At a recent officer meeting, the Marquette Society of Women Engineers organizers discussed the importance of female representation in male-dominated fields while planning future events this semester.
Marquette Society of Women Engineers is a service organization that has been around for more than 71 years, striving to help females advance their academic and leadership skills. The recently elected officers described the many plans for the 2021-22 SWE group, which included both educational and social events.
The SWE Board consists of Katie McGrath, Gabby Chun, Kelsey Hughes, Guadalupe Domingues, Davina Lettau, Marissa Dauner, Gretchen Geiser and Sarah Ernst.
SWE received 29 applications from new students this year, excluding those who wished to participate via Microsoft Teams. The group plans to attend an international conference in Indianapolis sometime this semester. Members have high hopes for this event. By attending, they hope that members will experience what it’s like to be in the business world.
Another program SWE runs is the Mentorship Program, which many of the officers described as being an impactful participatory event.
The program consists of groupings of underclassmen and upperclassman and professional mentors. Gretchen Geiser, a senior in the College of Engineering, explained what the mentor program is and why it benefits the members.
“The goal is to allow students to gain advice from mentors and find guidance,” said Geiser. “Students really enjoy this and look forward to meeting their mentors on a regular basis.”
As for the social side of the organization, SWE has many events coming up this year, including movie nights, pumpkin carving, an ice cream social and spa nights.
Katie McGrath, social director for SWE and a senior in the College of Engineering, described the importance of social events beyond the educational aspects of the club.
“This is a good place to be,” McGrath said. “We always say you’ve got your built-in besties. These are very hard majors that we’re in, so we want to have some fun too. Just different things to come together and take a break from school and just hang out and forget about classes for a while.”
Not only did the group discuss the future of the organization at Marquette, but they also dove into the importance of students having access to an organization like this on campus. Many members mentioned that typically they are one of four females in their classes, which can make them feel discouraged or unrepresented.
“Being a part of SWE helps members overcome the fear of gender bias” said Sarah Ernst, SWE president and a senior in the college of engineering. Ernst gave advice for females pursuing heavily male-dominated fields: “Just stand your ground and be confident. You are as smart and as qualified as the boys who are in the same classes as you,” Ernst said.
The lack of female participation in STEM-related fields has been long-lasting. This has been a result of the notion that females aren’t smart or qualified enough to pursue these occupations according to AAUW, an organization striving to help this problem. On their website, they mention that females only make up 28% of occupations in STEM-related jobs.
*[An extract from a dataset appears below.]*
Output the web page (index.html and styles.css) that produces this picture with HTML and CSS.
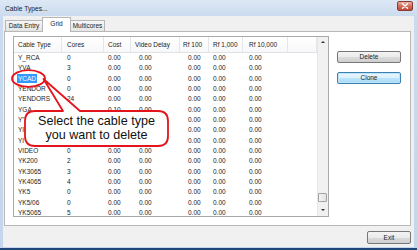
FILE: index.html
```html
<!DOCTYPE html>
<html>
<head>
<meta charset="utf-8">
<link rel="stylesheet" href="styles.css">
</head>
<body>
<div class="window">
  <div class="titlebar">
    <span class="title">Cable Types...</span>
    <div class="close"><svg width="8" height="6" viewBox="0 0 8 6"><path d="M1.5 0.8 L6.5 5.2 M6.5 0.8 L1.5 5.2" stroke="#fff" stroke-width="1.4" stroke-linecap="round"/></svg></div>
  </div>
  <div class="client">
    <div class="tabs">
      <div class="tab t-data">Data Entry</div>
      <div class="tab t-grid active">Grid</div>
      <div class="tab t-multi">Multicores</div>
    </div>
    <div class="panel">
      <div class="grid">
        <div class="list">
          <div class="row head">
            <div class="c c1">Cable Type</div><div class="c c2">Cores</div><div class="c c3">Cost</div><div class="c c4">Video Delay</div><div class="c c5">Rf 100</div><div class="c c6">Rf 1,000</div><div class="c c7">Rf 10,000</div><div class="c c8"></div>
          </div>
          <div class="row"><div class="c c1">Y_RCA</div><div class="c c2">0</div><div class="c c3">0.00</div><div class="c c4">0.00</div><div class="c c5">0.00</div><div class="c c6">0.00</div><div class="c c7">0.00</div><div class="c c8"></div></div>
          <div class="row"><div class="c c1">YVA</div><div class="c c2">3</div><div class="c c3">0.00</div><div class="c c4">0.00</div><div class="c c5">0.00</div><div class="c c6">0.00</div><div class="c c7">0.00</div><div class="c c8"></div></div>
          <div class="row"><div class="c c1"><span class="sel">YCAD</span></div><div class="c c2">0</div><div class="c c3">0.00</div><div class="c c4">0.00</div><div class="c c5">0.00</div><div class="c c6">0.00</div><div class="c c7">0.00</div><div class="c c8"></div></div>
          <div class="row"><div class="c c1">YENDOR</div><div class="c c2">0</div><div class="c c3">0.00</div><div class="c c4">0.00</div><div class="c c5">0.00</div><div class="c c6">0.00</div><div class="c c7">0.00</div><div class="c c8"></div></div>
          <div class="row"><div class="c c1">YENDORS</div><div class="c c2">24</div><div class="c c3">0.00</div><div class="c c4">0.00</div><div class="c c5">0.00</div><div class="c c6">0.00</div><div class="c c7">0.00</div><div class="c c8"></div></div>
          <div class="row"><div class="c c1">YGA</div><div class="c c2">0</div><div class="c c3">0.10</div><div class="c c4">0.00</div><div class="c c5">0.00</div><div class="c c6">0.00</div><div class="c c7">0.00</div><div class="c c8"></div></div>
          <div class="row"><div class="c c1">Y"</div><div class="c c2"></div><div class="c c3"></div><div class="c c4"></div><div class="c c5">0.00</div><div class="c c6">0.00</div><div class="c c7">0.00</div><div class="c c8"></div></div>
          <div class="row"><div class="c c1">YI</div><div class="c c2"></div><div class="c c3"></div><div class="c c4"></div><div class="c c5">0.00</div><div class="c c6">0.00</div><div class="c c7">0.00</div><div class="c c8"></div></div>
          <div class="row"><div class="c c1">YI</div><div class="c c2"></div><div class="c c3"></div><div class="c c4"></div><div class="c c5">0.00</div><div class="c c6">0.00</div><div class="c c7">0.00</div><div class="c c8"></div></div>
          <div class="row"><div class="c c1">VIDEO</div><div class="c c2">0</div><div class="c c3">0.00</div><div class="c c4">0.00</div><div class="c c5">0.00</div><div class="c c6">0.00</div><div class="c c7">0.00</div><div class="c c8"></div></div>
          <div class="row"><div class="c c1">YK200</div><div class="c c2">2</div><div class="c c3">0.00</div><div class="c c4">0.00</div><div class="c c5">0.00</div><div class="c c6">0.00</div><div class="c c7">0.00</div><div class="c c8"></div></div>
          <div class="row"><div class="c c1">YK3065</div><div class="c c2">3</div><div class="c c3">0.00</div><div class="c c4">0.00</div><div class="c c5">0.00</div><div class="c c6">0.00</div><div class="c c7">0.00</div><div class="c c8"></div></div>
          <div class="row"><div class="c c1">YK4065</div><div class="c c2">4</div><div class="c c3">0.00</div><div class="c c4">0.00</div><div class="c c5">0.00</div><div class="c c6">0.00</div><div class="c c7">0.00</div><div class="c c8"></div></div>
          <div class="row"><div class="c c1">YK5</div><div class="c c2">0</div><div class="c c3">0.00</div><div class="c c4">0.00</div><div class="c c5">0.00</div><div class="c c6">0.00</div><div class="c c7">0.00</div><div class="c c8"></div></div>
          <div class="row"><div class="c c1">YK5/06</div><div class="c c2">0</div><div class="c c3">0.00</div><div class="c c4">0.00</div><div class="c c5">0.00</div><div class="c c6">0.00</div><div class="c c7">0.00</div><div class="c c8"></div></div>
          <div class="row"><div class="c c1">YK5065</div><div class="c c2">5</div><div class="c c3">0.00</div><div class="c c4">0.00</div><div class="c c5">0.00</div><div class="c c6">0.00</div><div class="c c7">0.00</div><div class="c c8"></div></div>
        </div>
        <div class="vscroll">
          <div class="arrow up"></div>
          <div class="track"><div class="thumb"></div></div>
          <div class="arrow down"></div>
        </div>
      </div>
      <div class="side">
        <div class="btn">Delete</div>
        <div class="btn default">Clone</div>
      </div>
    </div>
    <div class="footer">
      <div class="btn exit">Exit</div>
    </div>
  </div>
</div>
<div class="overlay">
  <svg class="marks" width="417" height="250" viewBox="0 0 417 250">
    <ellipse cx="28.5" cy="78.5" rx="16.5" ry="8.3" fill="none" stroke="#e4141c" stroke-width="1.8"/>
    <path d="M80 111 L158 111 Q168 111 168 121 L168 136 Q168 146 158 146 L35 146 Q25 146 25 136 L25 121 Q25 111 35 111 L63 111 L43.5 79 Z" fill="#fff" stroke="#e4141c" stroke-width="1.8" stroke-linejoin="round"/>
  </svg>
  <div class="callout-text">Select the cable type<br>you want to delete</div>
</div>
</body>
</html>
```
FILE: styles.css
```css
* { box-sizing: border-box; margin: 0; padding: 0; }
html, body { width: 417px; height: 250px; overflow: hidden; }
body {
  font-family: "Liberation Sans", Arial, sans-serif;
  font-size: 6.5px;
  color: #1c1c1c;
  position: relative;
  background: #c6d7ec;
}
.window {
  width: 417px;
  height: 250px;
  display: flex;
  flex-direction: column;
  background: linear-gradient(#dde8f5, #ccdbef 16px, #c4d6ec);
  border-bottom: 2px solid #1e4676;
}
.titlebar {
  height: 16px;
  display: flex;
  align-items: center;
  justify-content: space-between;
  padding: 0 4px 0 5px;
}
.title { font-size: 6.7px; color: #1a1a1a; }
.close {
  width: 16px;
  height: 10px;
  margin-top: -4px;
  border: 1px solid #8c3a30;
  border-radius: 2px;
  background: linear-gradient(#eab2a4, #d0705e 50%, #c0483a);
  display: flex;
  align-items: center;
  justify-content: center;
}
.close svg { display: block; }
.client {
  flex: 1;
  margin: 0 3px 1px;
  background: #f0f0f0;
  display: flex;
  flex-direction: column;
  padding: 0 3px 0 1px;
}
.tabs {
  display: flex;
  align-items: flex-end;
  height: 15px;
  padding-left: 1px;
  position: relative;
  z-index: 2;
}
.tab {
  height: 11px;
  border: 1px solid #b6b6b6;
  border-bottom: none;
  background: linear-gradient(#f6f6f6, #e4e4e4);
  line-height: 10px;
  text-align: center;
  color: #1c1c1c;
}
.t-data { width: 38px; }
.t-grid { width: 29px; }
.t-multi { width: 35px; }
.tab.active {
  height: 15px;
  background: #fff;
  margin: 0 -1px -1px;
  line-height: 12px;
  position: relative;
}
.panel {
  height: 195px;
  border: 1px solid #b8b8b8;
  background: #fff;
  display: flex;
  padding: 4px 0 0 8px;
}
.grid {
  width: 316px;
  height: 181px;
  border: 1px solid #a9a9a9;
  display: flex;
  overflow: hidden;
}
.list { width: 303px; overflow: hidden; }
.row {
  display: grid;
  grid-template-columns: 48px 42px 27px 49px 29px 34px 45px 29px;
  height: 10.33px;
  line-height: 10.33px;
  white-space: nowrap;
}
.row.head {
  height: 16px;
  line-height: 16px;
  border-bottom: 1px solid #e2e2e2;
  background: linear-gradient(#ffffff, #f7f8fa);
}
.head .c { border-right: 1px solid #e4e6ea; }
.c { overflow: visible; }
.c1 { padding-left: 4px; }
.c2 { padding-left: 5px; }
.c3 { padding-left: 4px; }
.c4 { padding-left: 8px; }
.c5 { padding-left: 8px; }
.c6 { padding-left: 4px; }
.c7 { padding-left: 6px; }
.head .c4 { padding-left: 4px; }
.head .c5 { padding-left: 3px; }
.sel {
  background: #3399ff;
  color: #fff;
  margin-left: -1px;
  padding: 1px 1px;
}
.vscroll {
  width: 11px;
  background: #f1f1f1;
  border-left: 1px solid #e6e6e6;
  display: flex;
  flex-direction: column;
}
.arrow { height: 11px; position: relative; }
.arrow::after {
  content: "";
  position: absolute;
  left: 3px;
  top: 4px;
  border-left: 2px solid transparent;
  border-right: 2px solid transparent;
}
.up::after { border-bottom: 2px solid #333; }
.down::after { border-top: 2px solid #333; }
.track { flex: 1; display: flex; flex-direction: column; justify-content: flex-end; padding-bottom: 3px; }
.thumb {
  height: 9px;
  width: 9px;
  border: 1px solid #a2a2a2;
  border-radius: 1px;
  background: linear-gradient(90deg, #f4f4f4, #e2e2e2);
}
.side {
  margin-left: 8px;
  padding-top: 15px;
  display: flex;
  flex-direction: column;
  gap: 9px;
}
.btn {
  width: 64px;
  height: 12px;
  border: 1px solid #777;
  border-radius: 2px;
  background: linear-gradient(#f3f3f3, #ebebeb 50%, #dcdcdc 50%, #cfcfcf);
  text-align: center;
  line-height: 10px;
  color: #1c1c1c;
}
.btn.default {
  border-color: #3c7fb1;
  background: linear-gradient(#eaf6fd, #d9f0fc 50%, #bee6fd 50%, #a7d9f5);
  box-shadow: inset 0 0 0 1px #bfe4f8;
}
.footer {
  display: flex;
  justify-content: flex-end;
  padding-top: 5px;
}
.btn.exit { width: 44px; height: 13px; line-height: 11px; }
.overlay {
  position: absolute;
  left: 0;
  top: 0;
  width: 417px;
  height: 250px;
  pointer-events: none;
}
.marks { position: absolute; left: 0; top: 0; }
.callout-text {
  position: absolute;
  left: 25px;
  top: 111px;
  width: 143px;
  height: 35px;
  display: flex;
  align-items: center;
  justify-content: center;
  text-align: center;
  font-family: "Liberation Sans", Arial, sans-serif;
  font-size: 12.6px;
  line-height: 13.3px;
  color: #111;
}
```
Dr. Kristina Ropella, Dean of the Opus College of Engineering, described her own troubles with the pursuit of her career and the journey she had to take to reach her current position.
“There were some professors who spoke outwardly about how women getting engineering degrees was a waste of time because they were just going to go and get married and have families,” Ropella said.
Even though Ropella faced difficulties, she has high hopes for not only the future of the Opus College of Engineering, but also the diversity within the college itself. She believes in the importance of including all walks of life within the college and wants to create a safe space for ideas to be shared and transformed, “seek people who support you,” Ropella said.
Allie Plante, a first-year in the College of Engineering, said she plans to pursue a job in government doing environmental engineering with hopes to improve sustainability. When Plante would describe to people her aspirations back home, she was overwhelmed with judgmental looks and responses.
Even though Plante saw discouragement in this, it didn’t stop her from following her dreams. Now, Plante is an engineering student and is already starting to see success within her studies.
“It’s a lot of work, but it’s nothing unbearable. Nothing will beat the feeling of empowerment by getting good grades in a male-dominated class,” Plante said.